Se ve que a mi cámara le pasó lo mismo porque apenas alcancé a tomar la primera foto del Duomo dejó de funcionar. Los intentos por volverla a la vida fueron vanos a pesar de la buena voluntad de kiosqueros y transeúntes que en seguida se organizaron en espontánea asamblea para debatir posibles soluciones (ya se sabe cómo son los italianos…).  El diagnóstico fue conclusivo: la máquina se había congelado y se negaba a funcionar a pesar del cambio de las pilas.

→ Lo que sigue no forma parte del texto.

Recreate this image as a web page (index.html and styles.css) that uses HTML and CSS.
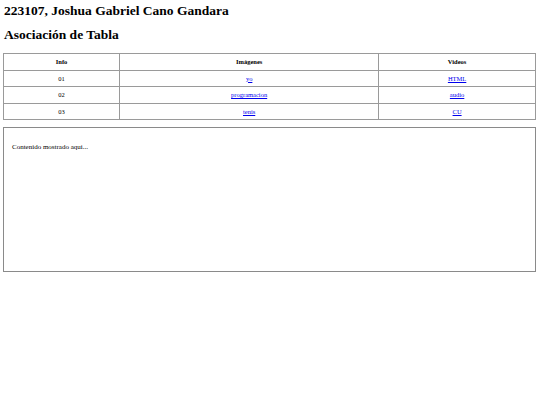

Exactamente lo mismo me ocurrió en París en el invierno del ’94. Uno de mis colegas iba a registrar el momento en que prestaba juramento solemne ante la Corte de Apelaciones, que me habilitaría para entrar a la cocina de la administración de justicia francesa. Rollo de película nuevo, pilas nuevas y el compromiso de Ignace de Loyola (tal era el nombre de pila de este colega de Guinea Ecuatorial que no debe confundirse con el santo ya que, si bien tengo mis años, no somos de la misma camada), de perpetuar tan importante ocasión. Pues nada. Nada de nada. Que la cámara volvió a empacarse y así pasó el acontecimiento sin que quedara ningún registro salvo el de los testigos del acto y sus ilustrísimas y togadas señorías.

La lista, que no voy a extender para no cansar la atención del lector, incluye el extravío del registro de la entrega del título de una maestría. (Por suerte conservo el diploma acreditativo).

El último incidente solo tiene unos días. Por su entidad, estoy convencida que más que una tendencia revela un estado. De las islas del Jónico, que estoy segura debieron ser la residencia de verano de los dioses, me he traído un par de pequeños cantos rodados blancos (de haber incrementado el número no hubiera podido mover la valija), una tortuga cenicero de Zachintos, unos ‘pastelis’ (que son unos dulces a base de miel y semillas de sésamo) de Lefkada y de Corfú, que los griegos llaman Kerkyra, unos jabones de aceite de oliva con aloe vera, lavanda y rosa, respectivamente, y una botella de licor de naranjitas japonesas. Todo para olvidar el hecho de que me dejé la batería de la cámara de fotos en alguno de los hoteles y el teléfono, como Verónica, justo se decidió a morir. Así que de fotos, nada. Otra vez nada de nada.

Si coleccionar fotografías es coleccionar el mundo, si una foto es una experiencia capturada y fotografiar es apropiarse de lo fotografiado, a mí no me queda otra que contarlo con palabras. Lo que una lente y un obturador pueden capturar en una fracción infinitesimal de tiempo me tomará a mí seguramente muchas páginas ante los fallidos intentos por atrapar la belleza en una imagen.


Pero esto no es tan malo como parece. Por el contrario. Un hecho infausto puede tener consecuencias muy buenas: de este modo se evitan que los someta a la intencionada mirada de la cámara y a un registro que -dada mi falta de expertise- no hubiera podido hacer justicia a la majestuosidad del paisaje. La foto, además, mostraría la realidad desmembrada y procuraría una prueba incontrastable. Al no tenerla, no me quedan sino las palabras. No tendré más remedio que esforzarme y apelar a su profundo significado para que sean Uds. quienes descubran y recreen el escenario. Como le gustaba decir a Aristófanes, “con las palabras la mente tiene alas”.